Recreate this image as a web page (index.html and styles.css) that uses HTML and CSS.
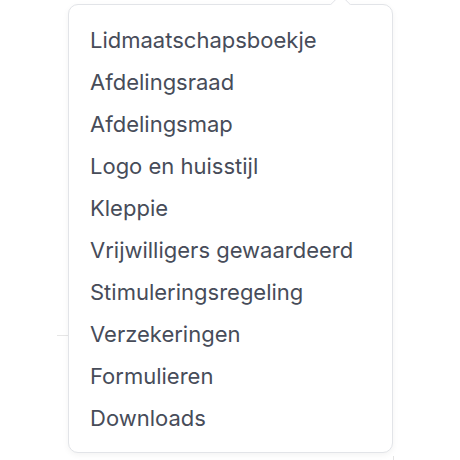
FILE: index.html
```html
<!DOCTYPE html>
<html lang="nl">
<head>
<meta charset="utf-8">
<link rel="stylesheet" href="styles.css">
</head>
<body>
<div class="page">
  <div class="rule"></div>
  <div class="card">
    <p class="card-text">Lidmaatschap</p>
  </div>
</div>
<nav class="dropdown">
  <span class="arrow"></span>
  <ul class="menu">
    <li><a href="#">Lidmaatschapsboekje</a></li>
    <li><a href="#">Afdelingsraad</a></li>
    <li><a href="#">Afdelingsmap</a></li>
    <li><a href="#">Logo en huisstijl</a></li>
    <li><a href="#">Kleppie</a></li>
    <li><a href="#">Vrijwilligers gewaardeerd</a></li>
    <li><a href="#">Stimuleringsregeling</a></li>
    <li><a href="#">Verzekeringen</a></li>
    <li><a href="#">Formulieren</a></li>
    <li><a href="#">Downloads</a></li>
  </ul>
</nav>
</body>
</html>
```
FILE: styles.css
```css
html, body {
  margin: 0;
  padding: 0;
  background: #ffffff;
  font-family: Inter, "Noto Sans", sans-serif;
  overflow: hidden;
  height: 460px;
}
.page {
  padding-top: 335px;
}
.rule {
  margin-left: 57px;
  width: 20px;
  border-top: 1px solid #e6e6e6;
}
.card {
  margin: 4px 0 0 57px;
  width: 337px;
  height: 200px;
  border-right: 1px solid #e3e3e3;
  box-sizing: border-box;
}
.card-text {
  margin: 120px 0 0 148px;
  font-size: 20px;
  line-height: 24px;
  color: #555;
}
.dropdown {
  position: absolute;
  top: 4px;
  left: 68px;
  width: 325px;
  height: 449px;
  box-sizing: border-box;
  background: #fff;
  border: 1px solid #e2e4e8;
  border-radius: 10px;
  box-shadow: 0 2px 6px rgba(0,0,0,0.05);
}
.arrow {
  position: absolute;
  top: -8px;
  left: 264px;
  width: 14px;
  height: 14px;
  background: #fff;
  border-top: 1px solid #e2e4e8;
  border-left: 1px solid #e2e4e8;
  border-top-left-radius: 3px;
  transform: rotate(45deg);
}
.menu {
  list-style: none;
  margin: 0;
  padding: 14px 21px 12px;
}
.menu li {
  height: 42px;
  display: flex;
  align-items: center;
}
.menu a {
  font-size: 22px;
  color: #474c59;
  text-decoration: none;
}
```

================================

_SET EXERCISE_
Write out every line of the data that holds the word "page".

_TASK RESPONSE_
Recreate this image as a web page (index.html and styles.css) that uses HTML and CSS.
<div class="page">
.page {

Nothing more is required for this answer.